What this means is that entire batches can and will get rejected even if it’s otherwise looking perfect, because, say, someone found a specific bug listed as a quarantine pest on it, and its not feasible to check every single fruit in the 20 tonne batch for signs of larvae. So yeah, it is possible for inspections to cost someone a lot of money when they weren’t expecting it.
Ugh, just when i was contemplating going back on keto. When I was on keto in the past avocados were a staple-- I know the term “superfood” is overused, but they are low in carbs and high in healthy fats so they keep away hunger and don’t raise insulin levels. They are full of fiber and have more Potassium than a banana.

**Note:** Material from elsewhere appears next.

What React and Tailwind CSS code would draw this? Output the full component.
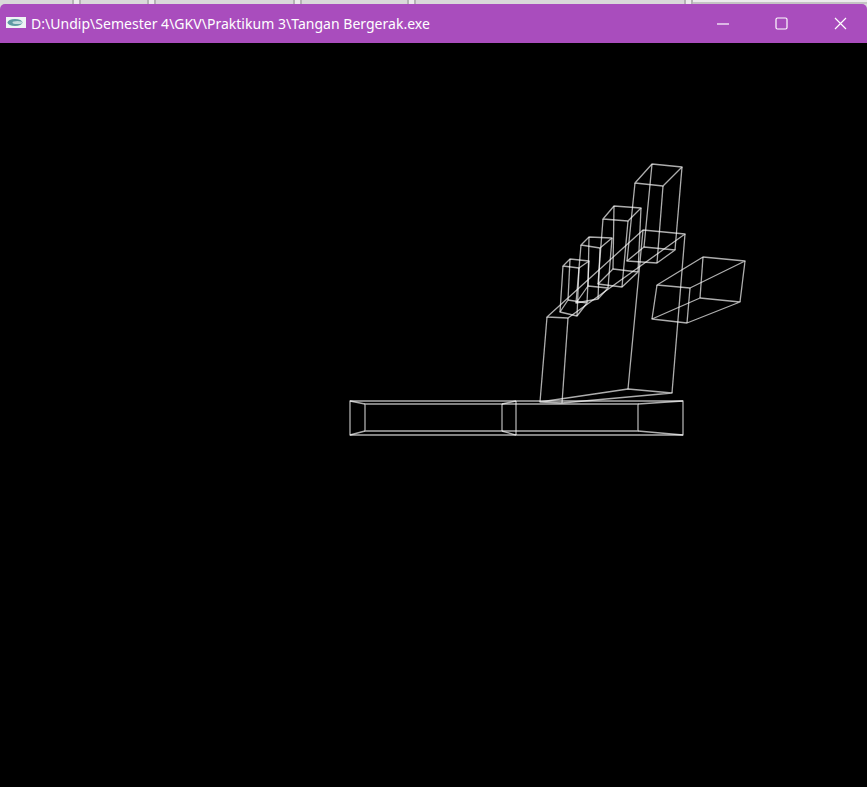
const polys = [
  // base
  [[350, 401], [683, 401], [683, 435], [350, 435]],
  [[365, 404], [638, 404], [638, 431], [365, 431]],
  // palm
  [[547, 317], [568, 318], [685, 234], [643, 230]],
  [[540, 402], [562, 403], [672, 393], [628, 389]],
  // big finger
  [[652, 164], [682, 167], [663, 186], [635, 183]],
  [[627, 261], [657, 263], [675, 250], [644, 247]],
  // second finger
  [[614, 206], [641, 208], [628, 221], [603, 219]],
  [[598, 284], [622, 287], [638, 272], [613, 269]],
  // third finger
  [[589, 237], [612, 238], [600, 248], [581, 245]],
  [[576, 303], [598, 299], [608, 288], [588, 286]],
  // small finger
  [[570, 259], [589, 261], [579, 268], [563, 266]],
  [[560, 312], [577, 316], [587, 303], [568, 300]],
  // thumb
  [[657, 285], [703, 257], [745, 261], [690, 288]],
  [[652, 319], [687, 323], [740, 302], [700, 298]],
];

const edges = [
  [350, 401, 365, 404], [350, 435, 365, 431], [683, 401, 638, 404], [683, 435, 638, 431],
  [502, 404, 502, 431], [516, 401, 516, 435], [502, 404, 516, 401], [502, 431, 516, 435],
  [547, 317, 540, 402], [568, 318, 562, 403], [685, 234, 672, 393], [643, 230, 628, 389],
  [635, 183, 627, 261], [663, 186, 657, 263], [682, 167, 675, 250], [652, 164, 644, 247],
  [603, 219, 598, 284], [628, 221, 622, 287], [641, 208, 638, 272], [614, 206, 613, 269],
  [581, 245, 576, 303], [600, 248, 598, 299], [612, 238, 608, 288], [589, 237, 588, 286],
  [563, 266, 560, 312], [579, 268, 577, 316], [589, 261, 587, 303], [570, 259, 568, 300],
  [657, 285, 652, 319], [690, 288, 687, 323], [745, 261, 740, 302], [703, 257, 700, 298],
];

const Gap = () => <div className="w-[9px] shrink-0 bg-[#ececec] border-x-2 border-[#b4b4b4]"></div>;

export default function App() {
  return (
    <div className="w-[867px] h-[787px] flex flex-col bg-[#d9d9d9] overflow-hidden">
      {/* window behind */}
      <div className="h-1 flex shrink-0">
        <div className="w-[72px]"></div>
        <Gap />
        <div className="w-[66px]"></div>
        <Gap />
        <div className="w-[137px]"></div>
        <Gap />
        <div className="w-[105px]"></div>
        <Gap />
        <div className="w-[268px]"></div>
        <Gap />
        <div className="flex-1 bg-[#ececec] border-b-2 border-[#c4c4c4]"></div>
      </div>

      <div className="h-[39px] shrink-0 bg-[#a94dbd] rounded-t-[5px] flex items-center text-white" style={{ fontFamily: '"Noto Sans", sans-serif' }}>
        <svg width="20" height="11" viewBox="0 0 20 11" className="ml-[6px] mr-[5px] mb-[3px]">
          <rect width="20" height="11" fill="#eef4f4" />
          <ellipse cx="9" cy="5.5" rx="7.5" ry="3.5" fill="#5d9aa3" />
          <ellipse cx="11.5" cy="5.5" rx="5" ry="1.5" fill="#c3dcde" />
        </svg>
        <span className="text-[14px] tracking-[0.02px] whitespace-nowrap">D:\Undip\Semester 4\GKV\Praktikum 3\Tangan Bergerak.exe</span>
        <div className="ml-auto flex items-center gap-[46px] mr-[20px]">
          <svg width="12" height="2" viewBox="0 0 12 2"><path d="M0 1H12" stroke="#fff" strokeWidth="1.2" /></svg>
          <svg width="13" height="13" viewBox="0 0 13 13"><rect x="1" y="1" width="11" height="11" rx="1.5" fill="none" stroke="#fff" strokeWidth="1.2" /></svg>
          <svg width="13" height="13" viewBox="0 0 13 13"><path d="M1 1L12 12M12 1L1 12" stroke="#fff" strokeWidth="1.2" /></svg>
        </div>
      </div>

      {/* opengl output */}
      <div className="flex-1 bg-black">
        <svg width="867" height="744" viewBox="0 43 867 744" className="block">
          <g fill="none" stroke="#fff" strokeWidth="1.3" strokeOpacity="0.68" strokeLinejoin="round">
            {polys.map((p, i) => (
              <polygon key={i} points={p.map(q => q.join(',')).join(' ')} />
            ))}
            {edges.map((e, i) => (
              <line key={i} x1={e[0]} y1={e[1]} x2={e[2]} y2={e[3]} />
            ))}
          </g>
        </svg>
      </div>
    </div>
  );
}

It doesn’t help that the lifecycle of an avocado is approximately:
Date of purchase until 2 days later: Not ripe yet
20 minute window: Perfectly ripe!!
20 minute window expires: maybe I can salvage 10% of this avocado in-between the black spots…
Plus all my Spanish-speaking life I’ve referred to this produce as “aguacate”. No way of knowing why would some Iberian dude back in the 1700s be calling them “lawyers” (really, guys: don’t eat the moldy hardtack).
This is going to be a huge problem for me. I’ve always got an avocado ladder going with avocados of three different purchase dates. It’ll take around 10 days or two weeks for it to empty but if I don’t start replenishing even if the shortage only lasts a couple of weeks I’ll be stuck with green as grass avocados.